### WHAT IS REQUIRED
From the entries below, copy every line holding the word "screenshot".

Entries with page source code:
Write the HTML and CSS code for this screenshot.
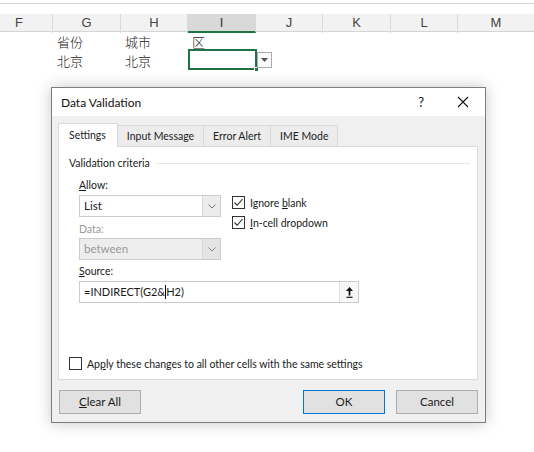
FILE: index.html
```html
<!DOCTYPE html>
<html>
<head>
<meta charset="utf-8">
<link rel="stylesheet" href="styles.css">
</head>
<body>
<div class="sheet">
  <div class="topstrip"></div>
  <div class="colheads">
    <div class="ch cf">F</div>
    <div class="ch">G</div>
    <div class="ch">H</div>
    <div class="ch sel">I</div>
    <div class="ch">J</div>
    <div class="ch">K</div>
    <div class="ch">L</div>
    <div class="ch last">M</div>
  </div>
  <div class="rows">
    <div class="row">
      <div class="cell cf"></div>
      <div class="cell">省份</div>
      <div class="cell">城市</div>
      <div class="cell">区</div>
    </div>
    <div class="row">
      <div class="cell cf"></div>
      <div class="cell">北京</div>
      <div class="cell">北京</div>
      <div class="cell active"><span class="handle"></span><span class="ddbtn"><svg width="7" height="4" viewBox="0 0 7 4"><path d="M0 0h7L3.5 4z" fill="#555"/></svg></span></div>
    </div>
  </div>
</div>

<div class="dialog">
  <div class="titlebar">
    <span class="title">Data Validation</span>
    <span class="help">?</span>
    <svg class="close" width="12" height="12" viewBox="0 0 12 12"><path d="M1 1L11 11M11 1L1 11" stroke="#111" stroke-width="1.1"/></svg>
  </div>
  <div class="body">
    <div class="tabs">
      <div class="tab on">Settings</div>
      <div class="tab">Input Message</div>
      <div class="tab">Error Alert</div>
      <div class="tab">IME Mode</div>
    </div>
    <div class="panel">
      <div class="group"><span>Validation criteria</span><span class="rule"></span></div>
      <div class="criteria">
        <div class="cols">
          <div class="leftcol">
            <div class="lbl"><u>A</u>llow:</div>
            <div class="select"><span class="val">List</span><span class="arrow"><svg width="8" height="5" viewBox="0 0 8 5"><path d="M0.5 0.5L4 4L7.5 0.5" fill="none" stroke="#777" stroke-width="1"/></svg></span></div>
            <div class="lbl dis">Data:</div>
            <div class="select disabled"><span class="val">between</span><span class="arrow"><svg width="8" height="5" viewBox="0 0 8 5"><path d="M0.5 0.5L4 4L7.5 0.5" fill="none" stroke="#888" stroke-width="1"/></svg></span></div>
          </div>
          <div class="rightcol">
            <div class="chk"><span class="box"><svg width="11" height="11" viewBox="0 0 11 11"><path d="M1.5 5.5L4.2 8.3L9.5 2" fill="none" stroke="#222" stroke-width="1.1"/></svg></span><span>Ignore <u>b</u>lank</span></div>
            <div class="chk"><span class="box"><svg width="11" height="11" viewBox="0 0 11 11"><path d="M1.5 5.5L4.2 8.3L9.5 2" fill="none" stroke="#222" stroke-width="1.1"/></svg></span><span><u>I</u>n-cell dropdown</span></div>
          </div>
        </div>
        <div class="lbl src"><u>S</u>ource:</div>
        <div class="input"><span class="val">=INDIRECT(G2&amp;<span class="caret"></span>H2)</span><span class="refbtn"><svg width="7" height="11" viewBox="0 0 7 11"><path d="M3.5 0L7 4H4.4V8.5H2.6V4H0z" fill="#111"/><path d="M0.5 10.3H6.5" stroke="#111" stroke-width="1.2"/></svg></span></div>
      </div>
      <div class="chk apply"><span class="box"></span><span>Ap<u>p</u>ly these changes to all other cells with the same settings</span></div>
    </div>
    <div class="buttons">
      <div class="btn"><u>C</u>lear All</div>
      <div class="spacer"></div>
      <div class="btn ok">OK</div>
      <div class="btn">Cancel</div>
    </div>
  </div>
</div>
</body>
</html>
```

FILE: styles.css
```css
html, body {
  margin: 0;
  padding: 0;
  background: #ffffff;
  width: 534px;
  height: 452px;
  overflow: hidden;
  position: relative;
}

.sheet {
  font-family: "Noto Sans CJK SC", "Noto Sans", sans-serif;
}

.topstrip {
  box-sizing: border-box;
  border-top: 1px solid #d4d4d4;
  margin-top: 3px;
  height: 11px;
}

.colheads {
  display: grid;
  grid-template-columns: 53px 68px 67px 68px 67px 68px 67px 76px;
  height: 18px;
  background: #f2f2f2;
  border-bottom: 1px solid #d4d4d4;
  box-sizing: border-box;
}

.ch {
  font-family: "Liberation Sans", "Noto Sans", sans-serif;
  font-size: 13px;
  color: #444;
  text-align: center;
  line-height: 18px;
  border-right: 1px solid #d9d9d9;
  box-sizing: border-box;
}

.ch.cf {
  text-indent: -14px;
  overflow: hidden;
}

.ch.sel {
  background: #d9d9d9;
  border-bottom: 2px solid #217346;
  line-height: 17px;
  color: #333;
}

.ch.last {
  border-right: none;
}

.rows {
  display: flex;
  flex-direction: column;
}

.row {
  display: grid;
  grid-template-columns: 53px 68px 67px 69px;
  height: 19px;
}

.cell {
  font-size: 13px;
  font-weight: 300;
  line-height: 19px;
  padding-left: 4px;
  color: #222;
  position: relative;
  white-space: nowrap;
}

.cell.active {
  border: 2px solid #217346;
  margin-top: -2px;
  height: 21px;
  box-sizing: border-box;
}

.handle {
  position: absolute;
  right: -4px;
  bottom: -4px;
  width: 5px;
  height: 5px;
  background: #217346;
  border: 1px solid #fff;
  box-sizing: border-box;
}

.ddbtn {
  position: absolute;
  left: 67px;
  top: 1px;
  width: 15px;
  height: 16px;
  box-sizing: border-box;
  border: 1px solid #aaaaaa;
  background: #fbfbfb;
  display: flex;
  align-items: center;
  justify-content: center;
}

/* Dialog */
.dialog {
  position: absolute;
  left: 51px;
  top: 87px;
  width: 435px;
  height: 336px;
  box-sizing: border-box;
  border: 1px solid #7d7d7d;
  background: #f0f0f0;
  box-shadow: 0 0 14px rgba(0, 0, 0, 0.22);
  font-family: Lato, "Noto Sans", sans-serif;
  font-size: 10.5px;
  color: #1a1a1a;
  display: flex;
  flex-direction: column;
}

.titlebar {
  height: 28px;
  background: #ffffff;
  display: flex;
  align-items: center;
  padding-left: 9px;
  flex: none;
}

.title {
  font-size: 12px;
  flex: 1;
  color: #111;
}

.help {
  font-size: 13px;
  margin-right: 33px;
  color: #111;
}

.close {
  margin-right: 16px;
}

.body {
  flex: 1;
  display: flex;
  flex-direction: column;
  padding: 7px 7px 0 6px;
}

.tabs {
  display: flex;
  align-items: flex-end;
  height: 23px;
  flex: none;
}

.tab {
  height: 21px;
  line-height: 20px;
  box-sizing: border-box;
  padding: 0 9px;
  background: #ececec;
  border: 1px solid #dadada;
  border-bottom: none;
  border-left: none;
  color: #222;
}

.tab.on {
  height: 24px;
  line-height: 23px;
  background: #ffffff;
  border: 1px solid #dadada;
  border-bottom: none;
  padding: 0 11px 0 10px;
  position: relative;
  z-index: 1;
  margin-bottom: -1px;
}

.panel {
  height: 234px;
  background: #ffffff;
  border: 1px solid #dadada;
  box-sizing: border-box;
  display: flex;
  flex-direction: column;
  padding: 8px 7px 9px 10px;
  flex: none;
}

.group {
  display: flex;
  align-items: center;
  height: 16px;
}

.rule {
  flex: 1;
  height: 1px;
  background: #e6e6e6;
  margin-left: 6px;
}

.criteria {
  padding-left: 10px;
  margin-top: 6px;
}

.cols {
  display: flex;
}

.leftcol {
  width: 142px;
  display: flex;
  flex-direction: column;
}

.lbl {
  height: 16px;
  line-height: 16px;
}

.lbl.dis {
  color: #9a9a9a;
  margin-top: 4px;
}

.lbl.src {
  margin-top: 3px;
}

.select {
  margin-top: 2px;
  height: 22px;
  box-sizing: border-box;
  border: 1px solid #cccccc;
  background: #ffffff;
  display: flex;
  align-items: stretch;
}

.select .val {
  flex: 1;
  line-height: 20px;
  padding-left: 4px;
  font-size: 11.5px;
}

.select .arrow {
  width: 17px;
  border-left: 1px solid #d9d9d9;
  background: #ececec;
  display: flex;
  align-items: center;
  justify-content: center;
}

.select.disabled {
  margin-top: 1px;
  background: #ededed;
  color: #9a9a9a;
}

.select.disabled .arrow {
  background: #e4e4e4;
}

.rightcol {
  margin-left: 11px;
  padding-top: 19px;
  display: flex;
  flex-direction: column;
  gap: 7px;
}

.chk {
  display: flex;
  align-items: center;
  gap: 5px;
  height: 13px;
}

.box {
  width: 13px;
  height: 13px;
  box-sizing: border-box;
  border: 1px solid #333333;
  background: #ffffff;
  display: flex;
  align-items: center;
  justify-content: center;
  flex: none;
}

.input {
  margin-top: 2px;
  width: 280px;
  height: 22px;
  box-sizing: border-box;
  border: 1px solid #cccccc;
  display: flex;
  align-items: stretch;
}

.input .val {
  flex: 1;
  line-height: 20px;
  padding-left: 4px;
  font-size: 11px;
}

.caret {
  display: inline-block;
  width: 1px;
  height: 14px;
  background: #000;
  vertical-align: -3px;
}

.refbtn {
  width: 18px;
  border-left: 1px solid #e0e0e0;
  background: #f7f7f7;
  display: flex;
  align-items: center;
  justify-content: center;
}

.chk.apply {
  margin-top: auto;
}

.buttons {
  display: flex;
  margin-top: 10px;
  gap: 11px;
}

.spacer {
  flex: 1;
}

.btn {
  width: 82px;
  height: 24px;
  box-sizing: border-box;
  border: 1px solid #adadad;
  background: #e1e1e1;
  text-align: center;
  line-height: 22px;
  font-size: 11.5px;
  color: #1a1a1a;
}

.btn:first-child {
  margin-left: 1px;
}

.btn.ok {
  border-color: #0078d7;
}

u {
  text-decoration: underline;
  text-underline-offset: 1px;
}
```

--

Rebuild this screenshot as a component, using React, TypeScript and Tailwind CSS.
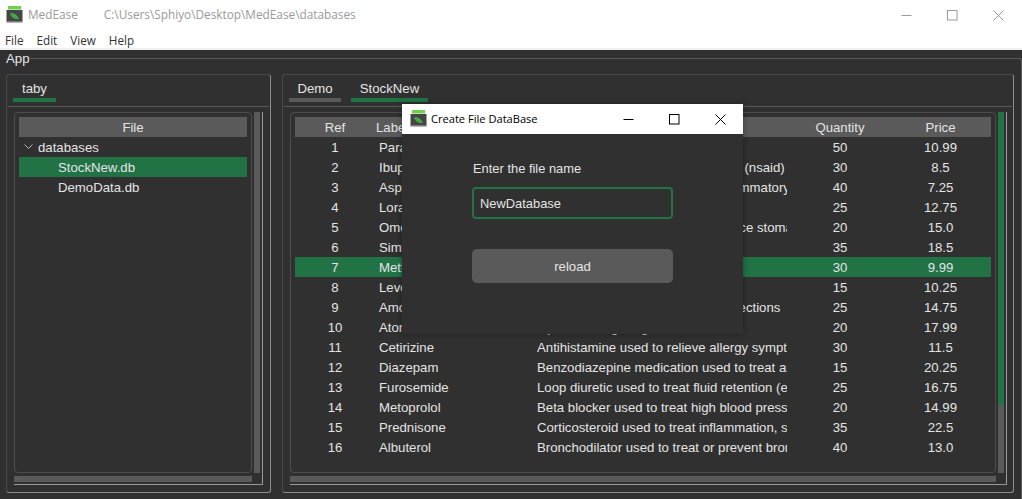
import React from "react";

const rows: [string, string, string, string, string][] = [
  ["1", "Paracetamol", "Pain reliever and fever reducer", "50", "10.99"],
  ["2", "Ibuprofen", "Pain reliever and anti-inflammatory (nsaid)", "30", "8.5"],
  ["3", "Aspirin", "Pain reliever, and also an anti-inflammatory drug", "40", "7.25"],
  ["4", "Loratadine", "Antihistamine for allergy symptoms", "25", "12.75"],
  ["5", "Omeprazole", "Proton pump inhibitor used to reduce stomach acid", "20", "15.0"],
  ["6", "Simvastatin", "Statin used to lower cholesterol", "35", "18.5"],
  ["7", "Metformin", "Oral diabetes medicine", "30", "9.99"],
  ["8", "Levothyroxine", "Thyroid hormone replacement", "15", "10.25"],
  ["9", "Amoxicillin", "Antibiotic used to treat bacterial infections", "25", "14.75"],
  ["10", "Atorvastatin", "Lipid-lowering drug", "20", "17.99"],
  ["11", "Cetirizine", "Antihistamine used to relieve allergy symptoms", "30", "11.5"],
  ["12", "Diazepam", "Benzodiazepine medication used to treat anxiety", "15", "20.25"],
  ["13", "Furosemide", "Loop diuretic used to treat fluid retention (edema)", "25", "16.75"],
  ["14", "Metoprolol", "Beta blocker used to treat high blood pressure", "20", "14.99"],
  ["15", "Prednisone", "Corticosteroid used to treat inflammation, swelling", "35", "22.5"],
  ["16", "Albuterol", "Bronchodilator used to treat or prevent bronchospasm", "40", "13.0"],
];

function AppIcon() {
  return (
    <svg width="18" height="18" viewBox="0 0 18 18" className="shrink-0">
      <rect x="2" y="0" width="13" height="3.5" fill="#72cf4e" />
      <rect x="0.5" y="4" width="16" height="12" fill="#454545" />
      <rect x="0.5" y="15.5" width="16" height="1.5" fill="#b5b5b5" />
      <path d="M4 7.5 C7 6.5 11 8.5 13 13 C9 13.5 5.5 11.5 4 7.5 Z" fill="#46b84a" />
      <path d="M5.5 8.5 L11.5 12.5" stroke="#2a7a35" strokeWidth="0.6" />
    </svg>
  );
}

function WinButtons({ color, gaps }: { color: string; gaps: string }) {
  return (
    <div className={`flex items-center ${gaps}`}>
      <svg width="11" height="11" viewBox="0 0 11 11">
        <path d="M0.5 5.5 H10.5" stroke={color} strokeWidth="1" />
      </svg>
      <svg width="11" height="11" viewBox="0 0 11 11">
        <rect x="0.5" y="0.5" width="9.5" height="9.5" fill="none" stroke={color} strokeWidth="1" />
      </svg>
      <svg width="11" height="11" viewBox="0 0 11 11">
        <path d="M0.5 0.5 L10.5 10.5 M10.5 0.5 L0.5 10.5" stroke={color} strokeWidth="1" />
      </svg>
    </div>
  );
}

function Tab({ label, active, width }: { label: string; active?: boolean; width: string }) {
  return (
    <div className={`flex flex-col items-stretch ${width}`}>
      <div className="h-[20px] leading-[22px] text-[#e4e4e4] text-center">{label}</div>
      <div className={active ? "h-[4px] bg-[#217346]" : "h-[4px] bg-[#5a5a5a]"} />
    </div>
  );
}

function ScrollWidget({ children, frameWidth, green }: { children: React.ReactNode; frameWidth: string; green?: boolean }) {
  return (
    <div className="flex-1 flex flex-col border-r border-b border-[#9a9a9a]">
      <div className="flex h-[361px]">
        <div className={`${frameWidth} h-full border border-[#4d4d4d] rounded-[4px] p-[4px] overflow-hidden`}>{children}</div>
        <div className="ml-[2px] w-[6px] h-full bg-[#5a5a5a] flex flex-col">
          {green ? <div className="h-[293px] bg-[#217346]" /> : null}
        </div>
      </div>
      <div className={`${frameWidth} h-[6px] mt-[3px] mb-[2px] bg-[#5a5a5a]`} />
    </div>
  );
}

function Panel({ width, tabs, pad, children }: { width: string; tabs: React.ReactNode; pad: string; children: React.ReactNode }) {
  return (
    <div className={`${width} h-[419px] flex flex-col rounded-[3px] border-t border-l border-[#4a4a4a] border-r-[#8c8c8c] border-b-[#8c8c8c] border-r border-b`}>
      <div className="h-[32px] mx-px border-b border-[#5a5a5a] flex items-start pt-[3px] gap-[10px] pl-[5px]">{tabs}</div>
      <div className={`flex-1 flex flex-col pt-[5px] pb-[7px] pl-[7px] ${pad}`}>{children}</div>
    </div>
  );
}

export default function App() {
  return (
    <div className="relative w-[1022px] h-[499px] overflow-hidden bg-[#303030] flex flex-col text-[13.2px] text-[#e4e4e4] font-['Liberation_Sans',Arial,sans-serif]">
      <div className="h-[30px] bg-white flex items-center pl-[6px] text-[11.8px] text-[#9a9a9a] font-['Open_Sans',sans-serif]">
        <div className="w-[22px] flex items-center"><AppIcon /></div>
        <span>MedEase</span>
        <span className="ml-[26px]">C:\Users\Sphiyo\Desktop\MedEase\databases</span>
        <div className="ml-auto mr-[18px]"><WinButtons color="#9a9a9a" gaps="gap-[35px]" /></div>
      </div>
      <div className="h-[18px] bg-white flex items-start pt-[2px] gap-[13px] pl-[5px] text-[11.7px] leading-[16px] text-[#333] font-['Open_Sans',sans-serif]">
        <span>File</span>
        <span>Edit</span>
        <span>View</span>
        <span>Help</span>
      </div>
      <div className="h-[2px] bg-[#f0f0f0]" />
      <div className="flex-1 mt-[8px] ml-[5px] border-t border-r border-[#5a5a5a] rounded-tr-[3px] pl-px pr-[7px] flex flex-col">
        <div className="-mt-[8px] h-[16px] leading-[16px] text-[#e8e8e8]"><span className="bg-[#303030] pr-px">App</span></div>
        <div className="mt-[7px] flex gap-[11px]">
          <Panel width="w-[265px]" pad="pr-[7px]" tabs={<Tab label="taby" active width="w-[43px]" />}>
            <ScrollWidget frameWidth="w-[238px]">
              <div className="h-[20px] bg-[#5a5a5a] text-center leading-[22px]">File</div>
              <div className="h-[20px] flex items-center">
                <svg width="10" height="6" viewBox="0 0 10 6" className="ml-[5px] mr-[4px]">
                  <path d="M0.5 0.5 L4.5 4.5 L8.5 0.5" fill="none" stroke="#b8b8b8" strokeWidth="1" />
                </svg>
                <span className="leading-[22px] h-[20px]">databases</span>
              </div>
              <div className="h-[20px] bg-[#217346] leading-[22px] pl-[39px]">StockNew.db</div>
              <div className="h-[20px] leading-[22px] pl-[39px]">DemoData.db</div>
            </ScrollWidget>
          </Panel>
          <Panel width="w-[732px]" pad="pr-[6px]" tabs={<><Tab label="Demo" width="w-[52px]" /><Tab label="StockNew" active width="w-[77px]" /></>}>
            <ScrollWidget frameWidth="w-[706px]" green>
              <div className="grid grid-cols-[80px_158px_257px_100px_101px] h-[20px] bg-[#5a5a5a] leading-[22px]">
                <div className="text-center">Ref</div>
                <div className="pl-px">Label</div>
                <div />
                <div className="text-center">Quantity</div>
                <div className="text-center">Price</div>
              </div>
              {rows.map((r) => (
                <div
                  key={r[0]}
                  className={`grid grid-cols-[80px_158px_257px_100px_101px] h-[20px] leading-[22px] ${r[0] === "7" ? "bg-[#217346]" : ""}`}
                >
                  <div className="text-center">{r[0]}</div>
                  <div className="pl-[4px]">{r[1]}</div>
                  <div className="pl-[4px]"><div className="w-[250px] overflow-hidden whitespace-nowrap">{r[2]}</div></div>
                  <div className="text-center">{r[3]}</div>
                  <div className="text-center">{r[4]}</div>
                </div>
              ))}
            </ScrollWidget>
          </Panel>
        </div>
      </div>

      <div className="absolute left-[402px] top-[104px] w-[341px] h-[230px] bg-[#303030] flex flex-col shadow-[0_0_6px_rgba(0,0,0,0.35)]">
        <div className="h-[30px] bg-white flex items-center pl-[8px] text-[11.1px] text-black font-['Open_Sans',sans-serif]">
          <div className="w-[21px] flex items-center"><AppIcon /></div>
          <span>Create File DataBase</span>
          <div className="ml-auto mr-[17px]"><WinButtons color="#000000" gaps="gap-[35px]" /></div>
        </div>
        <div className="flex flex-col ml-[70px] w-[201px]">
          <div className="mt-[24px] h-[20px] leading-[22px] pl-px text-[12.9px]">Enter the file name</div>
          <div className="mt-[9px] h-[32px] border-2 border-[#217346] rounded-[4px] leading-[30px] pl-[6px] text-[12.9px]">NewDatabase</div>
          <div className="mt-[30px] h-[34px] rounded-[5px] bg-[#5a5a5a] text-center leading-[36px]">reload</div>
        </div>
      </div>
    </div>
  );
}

### RESPONSE TO THIS EXERCISE
Write the HTML and CSS code for this screenshot.
Rebuild this screenshot as a component, using React, TypeScript and Tailwind CSS.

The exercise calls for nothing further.